Устав от этой дискуссии, Леон впал в полудрему.
Людовик Монтиньи подошел к больному и, осторожно прикоснувшись к нему, заговорил ласково и с дружескими интонациями.
Тут только побагровевший и взбешенный как никогда в жизни комиссар ретировался со словами:
— Я еще вернусь! Этот тип обвиняет одного из самых уважаемых граждан Парижа в том, что тот якобы пытался его убить. Надо прояснить это дело. Воистину крепкая спина у Малыша-Прядильщика, если на ней пытаются рассесться все кому не лень!
С этими словами полицейские вышли не прощаясь.
— Нет, это уж слишком! — с возмущением воскликнул Людовик Монтиньи. — Этот хам вознамерился превратить в преступника честного, славного парня.

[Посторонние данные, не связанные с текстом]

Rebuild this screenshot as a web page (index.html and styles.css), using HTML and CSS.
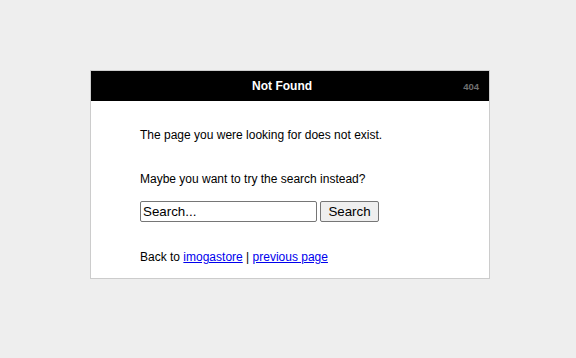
FILE: index.html
```html
<!DOCTYPE html>
<html lang="en">
<head>
    <meta charset="UTF-8">
    <title>Not Found</title>
    <link rel="stylesheet" href="styles.css">
</head>
<body>
    <div class="box">
        <div class="box-head">
            <h1>Not Found</h1>
            <span class="code">404</span>
        </div>
        <div class="box-body">
            <p class="msg">The page you were looking for does not exist.</p>
            <p class="msg hint">Maybe you want to try the search instead?</p>
            <form class="search" action="#" onsubmit="return false">
                <input class="search-input" type="text" name="q" value="Search...">
                <button class="search-button" type="submit">Search</button>
            </form>
            <p class="msg back">Back to <a href="#">imogastore</a> | <a href="#">previous page</a></p>
        </div>
    </div>
</body>
</html>
```

FILE: styles.css
```css
* {
    margin: 0;
    padding: 0;
    box-sizing: border-box;
}

body {
    font-family: "Liberation Sans", Arial, sans-serif;
    font-size: 12px;
    background: #eeeeee;
    color: #000;
}

.box {
    width: 400px;
    margin: 70px 0 0 90px;
    background: #fff;
    border: 1px solid #cccccc;
}

.box-head {
    display: flex;
    align-items: center;
    height: 30px;
    padding: 0 10px;
    background: #000;
    color: #fff;
}

.box-head h1 {
    flex: 1;
    text-align: center;
    font-size: 12px;
    font-weight: bold;
}

.code {
    font-size: 9.5px;
    font-weight: bold;
    color: #707070;
}

.box-body {
    padding: 26px 49px 13px;
}

.msg {
    line-height: 16px;
}

.hint {
    margin-top: 28px;
}

.search {
    display: flex;
    gap: 3px;
    margin-top: 14px;
}

.search-input,
.search-button {
    font-family: "Liberation Sans", Arial, sans-serif;
    font-size: 13.33px;
    height: 21px;
    color: #000;
    border: 1px solid #767676;
    border-radius: 2px;
}

.search-input {
    width: 177px;
    padding: 1px 2px;
    background: #fff;
}

.search-button {
    width: 59px;
    padding: 1px 6px;
    background: #efefef;
}

.back {
    margin-top: 27px;
}

.back a {
    color: #0000ee;
}
```
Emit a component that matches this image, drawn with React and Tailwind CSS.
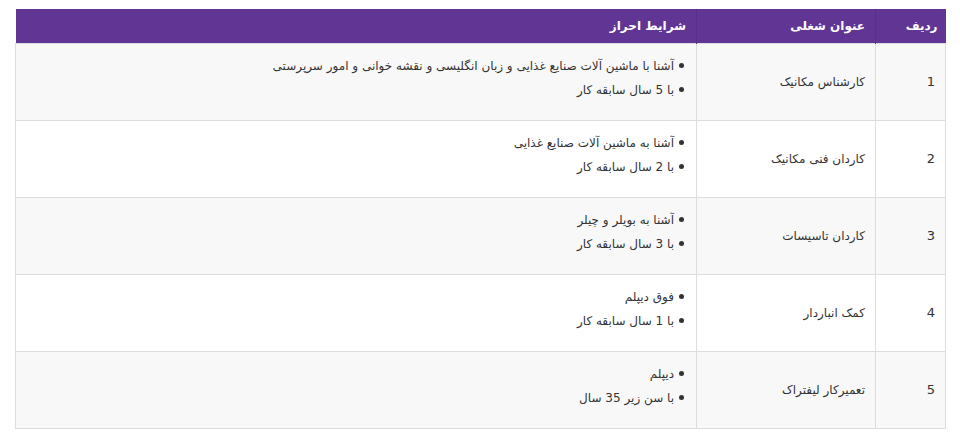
import React from "react";

const rows = [
  { n: "1", title: "کارشناس مکانیک", items: ["آشنا با ماشین آلات صنایع غذایی و زبان انگلیسی و نقشه خوانی و امور سرپرستی", "با 5 سال سابقه کار"] },
  { n: "2", title: "کاردان فنی مکانیک", items: ["آشنا به ماشین آلات صنایع غذایی", "با 2 سال سابقه کار"] },
  { n: "3", title: "کاردان تاسیسات", items: ["آشنا به بویلر و چیلر", "با 3 سال سابقه کار"] },
  { n: "4", title: "کمک انباردار", items: ["فوق دیپلم", "با 1 سال سابقه کار"] },
  { n: "5", title: "تعمیرکار لیفتراک", items: ["دیپلم", "با سن زیر 35 سال"] },
];

export default function App() {
  return (
    <div className="bg-white w-[960px] h-[435px] pt-[9px] pl-[15px]" style={{ fontFamily: "Tahoma, 'DejaVu Sans', sans-serif" }}>
      <table dir="rtl" className="w-[931px] border-collapse text-[12px] text-[#333]">
        <thead>
          <tr className="bg-[#613594] text-white h-[34px] border-b border-[#8b70b4]">
            <th className="w-[70px] text-right font-bold px-[8px] border-l border-[#5a2f88]">ردیف</th>
            <th className="w-[179px] text-right font-bold px-[10px] border-l border-[#5a2f88]">عنوان شغلی</th>
            <th className="text-right font-bold px-[10px]">شرایط احراز</th>
          </tr>
        </thead>
        <tbody>
          {rows.map((r, i) => (
            <tr key={r.n} className={i % 2 === 0 ? "bg-[#f8f8f8]" : "bg-white"}>
              <td className="border border-[#dddddd] px-[10px] align-middle text-[13px]">{r.n}</td>
              <td className="border border-[#dddddd] px-[10px] align-middle">{r.title}</td>
              <td className="border border-[#dddddd] pt-[10px] pb-[18px] pr-[12px] align-top">
                <ul className="flex flex-col">
                  {r.items.map((t) => (
                    <li key={t} className="leading-[24px] flex items-center gap-[5px]">
                      <span className="w-[5px] h-[5px] rounded-full bg-[#333] shrink-0"></span>
                      <span>{t}</span>
                    </li>
                  ))}
                </ul>
              </td>
            </tr>
          ))}
        </tbody>
      </table>
    </div>
  );
}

— Такое в обычае у этих людишек, — заметил его друг. — Но не беспокойся, я за ним пригляжу. Да я и без того заходил бы сюда не реже двух раз в день.
— Бедняга Леон! Несчастье обрушилось на него именно в день свадьбы! Невеста — она еще ничего не знает — будет навещать его. Считай ее моей сестрой. Не сочти за труд, проследи, чтоб ее к нему допускали не только в часы разрешенных посещений.
— Разумеется, дружище.
— И пусть она остается с ним как можно дольше.

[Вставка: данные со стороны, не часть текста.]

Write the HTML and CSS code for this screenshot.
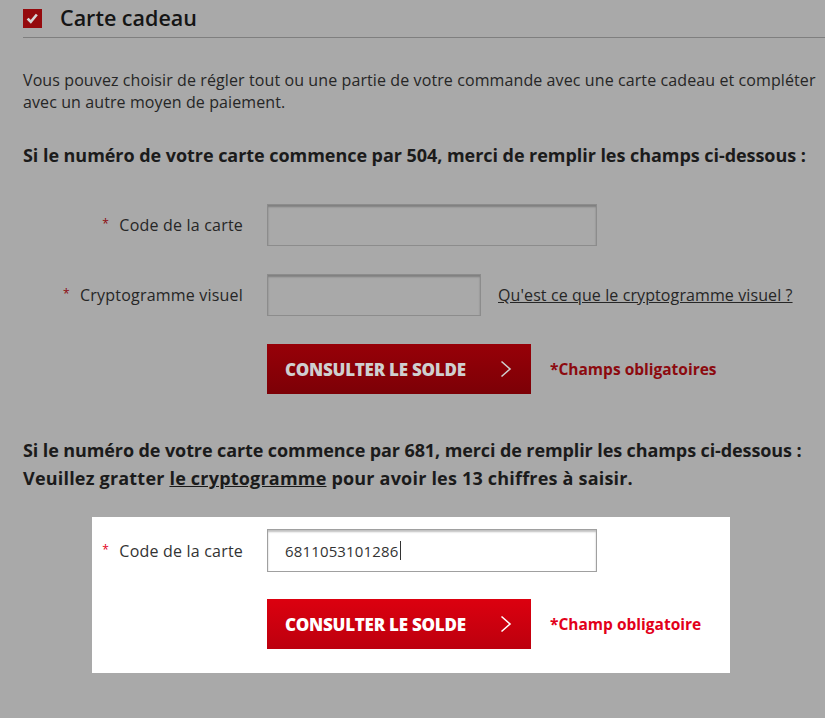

— Да, да, да, месье Людовик, — вклинился в беседу сухой, задыхающийся голос Леона, слушавшего разговор двух коллег. — Мими, Мими, дорогая моя, бедняжка… Как вы оба добры!.. Как я вам благодарен…
И художник, как слепец, стал шарить в воздухе, пытаясь нащупать их руки. Молодые люди ответили ему горячим дружеским рукопожатием.

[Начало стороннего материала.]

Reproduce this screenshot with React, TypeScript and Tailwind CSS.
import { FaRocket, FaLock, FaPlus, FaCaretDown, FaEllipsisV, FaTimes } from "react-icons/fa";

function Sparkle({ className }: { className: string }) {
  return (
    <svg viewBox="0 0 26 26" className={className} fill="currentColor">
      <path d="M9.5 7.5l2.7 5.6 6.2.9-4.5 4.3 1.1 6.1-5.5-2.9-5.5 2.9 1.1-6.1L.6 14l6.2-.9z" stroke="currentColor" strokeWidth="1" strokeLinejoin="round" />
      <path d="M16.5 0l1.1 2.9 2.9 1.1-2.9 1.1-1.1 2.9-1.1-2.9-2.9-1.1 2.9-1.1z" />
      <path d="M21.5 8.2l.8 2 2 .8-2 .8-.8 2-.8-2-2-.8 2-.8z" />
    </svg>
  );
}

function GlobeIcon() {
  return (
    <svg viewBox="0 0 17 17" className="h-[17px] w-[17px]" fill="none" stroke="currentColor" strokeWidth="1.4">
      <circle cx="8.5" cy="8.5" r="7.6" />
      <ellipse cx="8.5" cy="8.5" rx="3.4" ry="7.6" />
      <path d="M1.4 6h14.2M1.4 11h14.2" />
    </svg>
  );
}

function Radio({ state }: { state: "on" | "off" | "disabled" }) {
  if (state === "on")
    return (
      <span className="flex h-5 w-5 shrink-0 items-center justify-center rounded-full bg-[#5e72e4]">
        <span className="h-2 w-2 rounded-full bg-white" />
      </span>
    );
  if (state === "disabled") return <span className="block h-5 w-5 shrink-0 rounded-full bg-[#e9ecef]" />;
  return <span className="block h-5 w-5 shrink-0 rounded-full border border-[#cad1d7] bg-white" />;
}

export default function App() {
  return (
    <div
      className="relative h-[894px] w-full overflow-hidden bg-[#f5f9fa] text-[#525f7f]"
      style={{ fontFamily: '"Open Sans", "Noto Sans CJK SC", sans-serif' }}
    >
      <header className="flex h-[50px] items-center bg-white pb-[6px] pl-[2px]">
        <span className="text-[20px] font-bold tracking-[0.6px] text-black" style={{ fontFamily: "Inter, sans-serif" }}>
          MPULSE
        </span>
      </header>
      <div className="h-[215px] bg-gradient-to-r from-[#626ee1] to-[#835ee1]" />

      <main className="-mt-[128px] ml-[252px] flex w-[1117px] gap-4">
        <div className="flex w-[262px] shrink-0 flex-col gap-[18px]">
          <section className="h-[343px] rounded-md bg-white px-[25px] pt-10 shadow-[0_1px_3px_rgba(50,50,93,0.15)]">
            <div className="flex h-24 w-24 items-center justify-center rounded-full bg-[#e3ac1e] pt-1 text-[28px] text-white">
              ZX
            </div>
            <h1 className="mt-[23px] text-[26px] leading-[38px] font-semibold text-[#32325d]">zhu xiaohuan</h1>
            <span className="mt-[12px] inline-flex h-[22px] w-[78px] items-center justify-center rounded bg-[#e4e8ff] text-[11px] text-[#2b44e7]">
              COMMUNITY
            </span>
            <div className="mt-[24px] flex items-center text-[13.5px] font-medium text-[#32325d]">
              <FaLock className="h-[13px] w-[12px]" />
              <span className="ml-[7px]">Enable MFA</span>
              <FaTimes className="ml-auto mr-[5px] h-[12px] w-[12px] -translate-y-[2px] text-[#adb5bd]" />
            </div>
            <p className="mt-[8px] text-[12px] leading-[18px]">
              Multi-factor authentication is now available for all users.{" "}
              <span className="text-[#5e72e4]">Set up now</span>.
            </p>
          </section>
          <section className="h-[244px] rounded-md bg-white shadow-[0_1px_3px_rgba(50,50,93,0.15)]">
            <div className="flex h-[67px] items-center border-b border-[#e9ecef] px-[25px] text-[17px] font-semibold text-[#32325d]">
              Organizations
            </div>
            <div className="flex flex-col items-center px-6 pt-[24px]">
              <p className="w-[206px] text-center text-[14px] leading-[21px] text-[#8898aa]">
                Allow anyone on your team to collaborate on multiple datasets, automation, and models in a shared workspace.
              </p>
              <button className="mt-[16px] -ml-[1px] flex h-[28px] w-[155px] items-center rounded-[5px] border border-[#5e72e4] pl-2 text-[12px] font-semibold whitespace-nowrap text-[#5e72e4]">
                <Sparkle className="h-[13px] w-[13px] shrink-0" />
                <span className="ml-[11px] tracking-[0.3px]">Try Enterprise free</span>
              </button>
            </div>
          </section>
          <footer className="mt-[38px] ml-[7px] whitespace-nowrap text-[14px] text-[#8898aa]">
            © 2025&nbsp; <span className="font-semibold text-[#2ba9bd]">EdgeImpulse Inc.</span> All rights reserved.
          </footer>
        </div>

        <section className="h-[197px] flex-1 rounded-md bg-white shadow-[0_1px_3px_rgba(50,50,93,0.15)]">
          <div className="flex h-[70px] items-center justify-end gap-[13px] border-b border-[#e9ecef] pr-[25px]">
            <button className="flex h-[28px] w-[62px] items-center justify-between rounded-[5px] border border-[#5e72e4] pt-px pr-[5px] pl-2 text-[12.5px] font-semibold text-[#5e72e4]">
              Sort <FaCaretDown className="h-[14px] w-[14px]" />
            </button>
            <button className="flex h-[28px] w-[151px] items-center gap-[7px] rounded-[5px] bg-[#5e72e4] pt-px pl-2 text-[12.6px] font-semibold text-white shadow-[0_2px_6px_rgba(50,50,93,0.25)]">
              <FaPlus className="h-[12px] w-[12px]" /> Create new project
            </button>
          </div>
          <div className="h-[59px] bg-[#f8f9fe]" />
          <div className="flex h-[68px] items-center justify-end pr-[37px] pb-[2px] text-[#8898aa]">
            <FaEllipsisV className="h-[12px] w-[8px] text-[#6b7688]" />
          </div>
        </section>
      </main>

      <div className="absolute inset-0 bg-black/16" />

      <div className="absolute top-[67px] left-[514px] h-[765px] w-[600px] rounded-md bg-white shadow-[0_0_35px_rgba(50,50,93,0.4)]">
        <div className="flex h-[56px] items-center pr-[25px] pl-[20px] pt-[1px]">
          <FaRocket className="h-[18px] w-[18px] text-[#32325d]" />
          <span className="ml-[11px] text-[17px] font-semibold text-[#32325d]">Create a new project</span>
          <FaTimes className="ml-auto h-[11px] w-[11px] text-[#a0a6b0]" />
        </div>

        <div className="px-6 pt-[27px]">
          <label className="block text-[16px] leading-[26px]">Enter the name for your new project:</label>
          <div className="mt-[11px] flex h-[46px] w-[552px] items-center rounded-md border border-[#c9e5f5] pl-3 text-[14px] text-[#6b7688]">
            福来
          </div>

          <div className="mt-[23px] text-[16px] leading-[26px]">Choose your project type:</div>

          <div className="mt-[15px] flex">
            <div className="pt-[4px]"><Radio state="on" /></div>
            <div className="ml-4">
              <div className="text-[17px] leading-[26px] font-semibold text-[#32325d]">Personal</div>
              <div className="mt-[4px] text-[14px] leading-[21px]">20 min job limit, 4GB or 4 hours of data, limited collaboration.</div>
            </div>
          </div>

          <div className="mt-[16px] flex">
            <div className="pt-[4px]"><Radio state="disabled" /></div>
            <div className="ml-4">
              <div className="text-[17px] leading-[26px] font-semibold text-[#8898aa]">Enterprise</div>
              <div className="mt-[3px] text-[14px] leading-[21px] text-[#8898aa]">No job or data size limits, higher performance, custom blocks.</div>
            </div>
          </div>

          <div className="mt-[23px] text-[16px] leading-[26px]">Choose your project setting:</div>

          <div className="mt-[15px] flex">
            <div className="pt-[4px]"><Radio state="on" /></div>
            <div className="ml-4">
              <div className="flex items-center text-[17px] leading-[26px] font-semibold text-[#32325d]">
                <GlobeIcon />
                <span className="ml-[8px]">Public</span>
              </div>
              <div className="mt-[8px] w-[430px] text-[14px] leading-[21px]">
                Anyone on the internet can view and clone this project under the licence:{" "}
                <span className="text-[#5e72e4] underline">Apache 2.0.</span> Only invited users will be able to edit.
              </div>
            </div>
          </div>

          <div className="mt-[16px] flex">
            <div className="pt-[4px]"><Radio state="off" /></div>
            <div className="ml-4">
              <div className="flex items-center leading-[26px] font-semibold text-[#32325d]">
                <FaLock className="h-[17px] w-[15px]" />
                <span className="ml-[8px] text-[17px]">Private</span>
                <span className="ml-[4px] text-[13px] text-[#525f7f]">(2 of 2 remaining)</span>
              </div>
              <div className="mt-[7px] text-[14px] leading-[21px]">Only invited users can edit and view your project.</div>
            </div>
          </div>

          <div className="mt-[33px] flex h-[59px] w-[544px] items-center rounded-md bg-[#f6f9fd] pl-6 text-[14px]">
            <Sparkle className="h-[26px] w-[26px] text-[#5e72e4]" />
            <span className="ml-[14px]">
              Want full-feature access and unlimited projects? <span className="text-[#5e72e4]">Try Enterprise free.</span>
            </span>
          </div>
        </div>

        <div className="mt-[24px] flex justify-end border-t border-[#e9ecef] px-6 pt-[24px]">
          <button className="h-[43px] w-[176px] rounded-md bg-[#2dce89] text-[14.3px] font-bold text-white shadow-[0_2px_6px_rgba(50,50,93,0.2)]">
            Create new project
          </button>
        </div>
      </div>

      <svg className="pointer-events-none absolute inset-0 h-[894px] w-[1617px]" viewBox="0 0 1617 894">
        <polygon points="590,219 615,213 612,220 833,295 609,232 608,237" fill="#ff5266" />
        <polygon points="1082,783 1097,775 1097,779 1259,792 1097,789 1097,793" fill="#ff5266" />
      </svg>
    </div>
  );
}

— До скорого, Леон, милый друг, — продолжал Людовик, — я спешу предупредить Мими. Будьте спокойны, вы еще будете счастливы, это вопрос времени.
И прибавил со вздохом:
— А я — никогда…
ГЛАВА 33
Придя на рынок Тампль и посетив одну из тех лавок, куда мог зайти оборванец в самых устрашающих лохмотьях, решительно каждый имел возможность выйти из нее одетым с иголочки. В Тампле не торгуют чем попало, никакого поношенного тряпья, никакой стоптанной обуви. Встречаются в продаже почти не надеванные вещи, производящие впечатление новых. От такой одежды и обуви отказались из каприза или потому, что владелец обнаружил маленький, почти незаметный дефект. Торговцы, дающие вам товар для беглого осмотра, станут заверять вас, что вещь еще лучше новой, и иногда это близко к правде. Отборная одежда из Тампля имеет как минимум одно преимущество: по ней не видно, что она только что вышла из рук своего производителя — туфли не так блестят, платья не стоят коробом, не имеют тех определенных складок, указывающих на их новизну.
Боско заставил приказчиков переворошить целую гору костюмов.
71
Диффамация — опубликование в печати сведений, хотя бы и соответствующих действительности, но могущих опорочить честь и достоинство того или иного лица.